Since we believe that missions is about taking the Gospel to the lost, especially in places where they have little or no access to the Gospel, it is important to prioritize funding missions work in the most unengaged, unreached areas. A tool like the Joshua project is useful in considering this criterion. (https://joshuaproject.net/)


Notice the large section of red, these are the people that are the least reached or most lost in the world. As a church, we should be seeking to see the Gospel proclaimed among those people both through our prayers, our labor, and our giving. More practically, consider the missionaries that are going to be sharing with Maranatha during the months of September, October, and November. They are trying to reach Somalis, Irish, and Brazilians respectively. Consider these charts from the Joshua Projects:




Does that mean there are not lost people in Brazil or that ministry in Ireland is less important than to Somalis? Not at all, it just means that the work of missions is furthest along in Brazil and there is a higher percentage of evangelical believers among the nationals there.


The point is, that as we evaluate how to be the best stewards of the money that God has entrusted to us regarding missions, we need to consider the level of lostness among the people group that a missionary is called to reach. That like Paul we can say, “I make it my ambition to preach the gospel, not where Christ has already been named” (Rom 15:20).


Their Long-term Model of Missions

The final thing we consider is the missionary’s long-term model of missions. There is a limitless number of ways that a missionary can carry out their ministry. It may be through reaching students, helping orphans, training pastors, street evangelism, sports ministry, etc. The question is not what platform they use for doing missions. It is what is their model. Do they have a plan to multiply their ministry into national leaders? Are they seeking to train up new national believers to a point where the ministry can become fully maintained by nationals and the missionary can move on to another field? Are they going to be the center of the ministry or will they train up nationals to be at the center? Will the ministry continue if they have to leave? Does their model include some form of Model, Assist, Watch, and Leave? You see the end goal for all missions should be passing the baton to national believers. It may take a month or over a decade, but the end goal of the missionary should be to leave a self-sustaining work in the fields in which they labor. We want to support multiplying missionaries. We want to maximize the investment by seeing them train up faithful men who can do likewise no matter what platform they use for ministry.

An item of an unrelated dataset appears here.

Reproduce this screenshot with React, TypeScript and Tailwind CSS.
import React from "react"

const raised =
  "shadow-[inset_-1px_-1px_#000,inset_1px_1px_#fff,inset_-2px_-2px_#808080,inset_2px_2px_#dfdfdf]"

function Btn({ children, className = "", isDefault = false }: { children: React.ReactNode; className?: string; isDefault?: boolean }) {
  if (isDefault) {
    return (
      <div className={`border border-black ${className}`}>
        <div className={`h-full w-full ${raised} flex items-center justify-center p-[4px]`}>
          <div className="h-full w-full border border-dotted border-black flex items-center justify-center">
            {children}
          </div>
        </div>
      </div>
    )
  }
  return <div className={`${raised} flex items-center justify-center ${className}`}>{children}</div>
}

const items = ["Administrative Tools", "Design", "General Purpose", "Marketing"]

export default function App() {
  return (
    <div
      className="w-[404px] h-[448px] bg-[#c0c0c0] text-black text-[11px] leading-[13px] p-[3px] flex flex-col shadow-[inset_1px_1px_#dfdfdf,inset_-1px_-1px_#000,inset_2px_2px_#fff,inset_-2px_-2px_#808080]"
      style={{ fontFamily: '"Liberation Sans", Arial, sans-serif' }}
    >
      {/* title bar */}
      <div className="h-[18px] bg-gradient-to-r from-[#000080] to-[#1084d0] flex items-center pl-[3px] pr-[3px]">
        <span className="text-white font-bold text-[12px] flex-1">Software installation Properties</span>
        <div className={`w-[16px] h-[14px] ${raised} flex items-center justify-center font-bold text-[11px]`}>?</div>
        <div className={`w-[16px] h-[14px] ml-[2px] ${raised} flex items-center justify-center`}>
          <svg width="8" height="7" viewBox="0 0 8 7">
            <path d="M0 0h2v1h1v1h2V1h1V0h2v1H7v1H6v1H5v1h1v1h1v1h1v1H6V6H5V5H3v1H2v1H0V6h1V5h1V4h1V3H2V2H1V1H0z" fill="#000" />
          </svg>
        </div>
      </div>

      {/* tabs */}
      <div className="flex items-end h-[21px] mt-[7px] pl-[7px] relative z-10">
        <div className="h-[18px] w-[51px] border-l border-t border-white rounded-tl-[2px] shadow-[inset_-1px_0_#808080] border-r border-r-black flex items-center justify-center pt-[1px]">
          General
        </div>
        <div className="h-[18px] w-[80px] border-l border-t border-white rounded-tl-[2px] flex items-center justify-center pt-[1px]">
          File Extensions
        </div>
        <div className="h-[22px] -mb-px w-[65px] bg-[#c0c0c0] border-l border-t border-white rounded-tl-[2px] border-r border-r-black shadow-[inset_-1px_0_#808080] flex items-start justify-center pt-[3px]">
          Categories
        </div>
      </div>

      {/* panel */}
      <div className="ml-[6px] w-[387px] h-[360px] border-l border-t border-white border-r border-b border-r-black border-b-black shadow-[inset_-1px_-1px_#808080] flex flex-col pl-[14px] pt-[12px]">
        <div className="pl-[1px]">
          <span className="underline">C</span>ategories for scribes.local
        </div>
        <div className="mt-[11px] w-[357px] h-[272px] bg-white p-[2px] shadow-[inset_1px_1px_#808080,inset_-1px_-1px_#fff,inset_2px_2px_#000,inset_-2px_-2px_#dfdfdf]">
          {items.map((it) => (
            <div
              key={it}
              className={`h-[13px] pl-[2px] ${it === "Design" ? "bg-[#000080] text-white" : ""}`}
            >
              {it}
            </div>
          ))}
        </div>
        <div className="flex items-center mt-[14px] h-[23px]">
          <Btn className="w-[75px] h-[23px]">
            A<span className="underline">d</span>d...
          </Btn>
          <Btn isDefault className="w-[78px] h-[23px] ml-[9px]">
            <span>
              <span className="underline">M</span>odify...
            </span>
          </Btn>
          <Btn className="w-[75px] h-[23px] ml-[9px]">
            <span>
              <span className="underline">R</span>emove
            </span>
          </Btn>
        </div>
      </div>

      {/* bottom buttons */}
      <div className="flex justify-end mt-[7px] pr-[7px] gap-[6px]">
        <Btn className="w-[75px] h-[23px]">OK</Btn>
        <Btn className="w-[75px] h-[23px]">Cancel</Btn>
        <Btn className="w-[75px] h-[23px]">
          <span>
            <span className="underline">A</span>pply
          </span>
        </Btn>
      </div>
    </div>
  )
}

The Missionary We Are Looking For

As the endless flow of missionaries continues across my desk, our goal will be to find those that: are intimately connected to the ministry of Maranatha, have a passionate calling to take the Gospel to the least reached, and are committed to building a self-sustaining, self-supporting ministry that could continue to multiply until Christ returns.


How to Support?

The second thing to consider once we have chosen missionaries to support is deciding how we can best support them. Since our resources are limited, we must decide if we are going to give the smallest possible slice to the largest number of missionaries or to give larger amounts of support to a smaller number.

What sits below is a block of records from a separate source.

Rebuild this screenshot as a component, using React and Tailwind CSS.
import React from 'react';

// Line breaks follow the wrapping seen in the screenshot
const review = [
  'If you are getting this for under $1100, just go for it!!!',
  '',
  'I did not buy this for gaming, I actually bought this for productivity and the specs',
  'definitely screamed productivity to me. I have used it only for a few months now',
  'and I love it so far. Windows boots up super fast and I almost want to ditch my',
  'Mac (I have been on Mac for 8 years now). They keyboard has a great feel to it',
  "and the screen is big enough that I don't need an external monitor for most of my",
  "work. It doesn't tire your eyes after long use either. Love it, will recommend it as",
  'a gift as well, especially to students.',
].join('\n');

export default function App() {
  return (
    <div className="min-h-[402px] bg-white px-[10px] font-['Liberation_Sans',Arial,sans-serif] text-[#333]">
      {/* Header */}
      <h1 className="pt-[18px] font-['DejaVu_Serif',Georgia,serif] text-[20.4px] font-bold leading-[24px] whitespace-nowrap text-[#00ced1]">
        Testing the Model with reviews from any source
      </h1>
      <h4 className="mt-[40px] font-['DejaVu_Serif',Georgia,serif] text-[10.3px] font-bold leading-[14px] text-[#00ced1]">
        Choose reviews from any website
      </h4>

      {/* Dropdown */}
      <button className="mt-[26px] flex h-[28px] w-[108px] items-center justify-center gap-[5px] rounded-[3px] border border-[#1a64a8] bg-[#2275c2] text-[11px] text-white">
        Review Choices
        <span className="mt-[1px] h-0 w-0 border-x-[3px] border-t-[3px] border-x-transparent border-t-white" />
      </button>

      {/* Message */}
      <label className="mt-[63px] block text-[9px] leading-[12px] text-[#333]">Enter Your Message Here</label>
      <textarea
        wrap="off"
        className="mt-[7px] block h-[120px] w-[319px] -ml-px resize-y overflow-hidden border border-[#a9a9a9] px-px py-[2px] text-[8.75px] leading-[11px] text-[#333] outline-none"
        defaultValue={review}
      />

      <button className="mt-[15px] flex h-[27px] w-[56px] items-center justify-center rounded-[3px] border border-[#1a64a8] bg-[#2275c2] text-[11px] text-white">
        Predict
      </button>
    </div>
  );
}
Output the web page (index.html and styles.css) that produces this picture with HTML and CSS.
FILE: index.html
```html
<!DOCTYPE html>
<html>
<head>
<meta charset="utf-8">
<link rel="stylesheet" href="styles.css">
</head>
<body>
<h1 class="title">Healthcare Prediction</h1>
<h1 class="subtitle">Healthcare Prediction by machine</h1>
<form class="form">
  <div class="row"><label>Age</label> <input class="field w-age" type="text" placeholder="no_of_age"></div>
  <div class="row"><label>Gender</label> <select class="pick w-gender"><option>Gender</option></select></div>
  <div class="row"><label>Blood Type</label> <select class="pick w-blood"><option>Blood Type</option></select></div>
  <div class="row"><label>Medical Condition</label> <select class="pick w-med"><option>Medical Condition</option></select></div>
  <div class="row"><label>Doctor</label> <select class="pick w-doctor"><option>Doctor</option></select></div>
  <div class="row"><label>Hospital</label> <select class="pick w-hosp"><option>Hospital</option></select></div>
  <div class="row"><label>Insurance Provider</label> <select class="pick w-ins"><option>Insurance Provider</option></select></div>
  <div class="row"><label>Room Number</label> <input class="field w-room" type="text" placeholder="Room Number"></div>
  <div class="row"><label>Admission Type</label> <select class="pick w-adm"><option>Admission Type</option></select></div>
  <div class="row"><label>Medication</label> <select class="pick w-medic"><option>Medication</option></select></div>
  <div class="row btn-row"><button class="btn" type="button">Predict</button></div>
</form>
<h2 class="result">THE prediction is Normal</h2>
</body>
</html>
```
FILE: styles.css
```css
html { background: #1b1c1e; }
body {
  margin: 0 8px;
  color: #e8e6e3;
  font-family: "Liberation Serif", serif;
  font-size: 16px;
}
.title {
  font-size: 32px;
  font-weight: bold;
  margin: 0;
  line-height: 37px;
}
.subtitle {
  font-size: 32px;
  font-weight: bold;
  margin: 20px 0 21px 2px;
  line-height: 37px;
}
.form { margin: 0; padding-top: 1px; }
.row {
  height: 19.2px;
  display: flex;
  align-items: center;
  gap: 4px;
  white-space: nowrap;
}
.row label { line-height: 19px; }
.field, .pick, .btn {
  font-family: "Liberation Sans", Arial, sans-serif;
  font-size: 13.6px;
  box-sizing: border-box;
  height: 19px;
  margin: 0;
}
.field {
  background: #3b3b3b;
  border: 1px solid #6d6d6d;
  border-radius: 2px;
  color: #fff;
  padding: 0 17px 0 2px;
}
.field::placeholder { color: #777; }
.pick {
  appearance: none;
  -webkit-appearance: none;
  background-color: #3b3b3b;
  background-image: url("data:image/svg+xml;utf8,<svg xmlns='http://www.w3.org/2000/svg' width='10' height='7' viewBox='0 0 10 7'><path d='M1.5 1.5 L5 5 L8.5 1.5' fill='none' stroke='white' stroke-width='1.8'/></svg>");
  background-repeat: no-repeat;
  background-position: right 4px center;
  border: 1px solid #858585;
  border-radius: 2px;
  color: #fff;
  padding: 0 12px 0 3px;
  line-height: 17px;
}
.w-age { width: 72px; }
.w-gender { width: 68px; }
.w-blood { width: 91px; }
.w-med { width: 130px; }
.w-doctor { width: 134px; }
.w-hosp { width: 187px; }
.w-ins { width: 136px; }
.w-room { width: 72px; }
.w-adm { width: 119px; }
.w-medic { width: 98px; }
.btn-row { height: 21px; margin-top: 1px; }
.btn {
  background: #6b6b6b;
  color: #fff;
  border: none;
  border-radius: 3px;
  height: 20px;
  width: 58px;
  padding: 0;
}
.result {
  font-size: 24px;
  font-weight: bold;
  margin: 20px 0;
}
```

From a missionary’s perspective, I can say that missionaries want to be fully funded, but what they really want most are partners in the ministry. They want people and churches that know their names, know their children, know their struggles, and know their ministries. They want people that are passionately praying not out of duty but out of care. They want relationships that are real and meaningful. They want people they can call when they have questions and prayer concerns. They want to have people that keep up with what is going on in their lives through praying regularly for: their spiritual growth, their families, their struggles, and their national partners. They want email and packages that are personal and show not only a generous heart but an intimate connection. They want churches that take ownership in their ministries and responsibility for their well-being. They want places that feel like home when they are in the U.S.


As a church, we need to decide how we can provide THAT kind of support to the missionaries God gives to us. We need to consider not only our financial limitation, but also the limitations of our time and commitment.


This coming year we will add several people to the Missions Committee to enable us to expand our perspective as a team and help us evaluate how we can be effective in providing the kind of support that missionaries need and want. We will be discussing how to keep the Maranatha family up to date and connected with our missionaries and their ministries. We will be looking at how to help you develop a relationship with at least one of the missionaries we are supporting as a church. We will be looking at plans for ways both our adults and youth mission trips can coordinate with and support our missionaries on the field. We will also be looking for ways to let our missionaries help us to be more effective and faithful in reaching the lost right here in Columbus. Ultimately, we want to choose the best possible missionaries and provide the best possible support. Praise the Lord for His faithful work in calling so many wonderful people and families to the field for indeed the harvest is plentiful. May He grant us wisdom to know how we can continue to grow as we labor together with those He calls out and may we see more of our families, children, and grandchildren called to take the good news of Jesus Christ to a lost and dying world.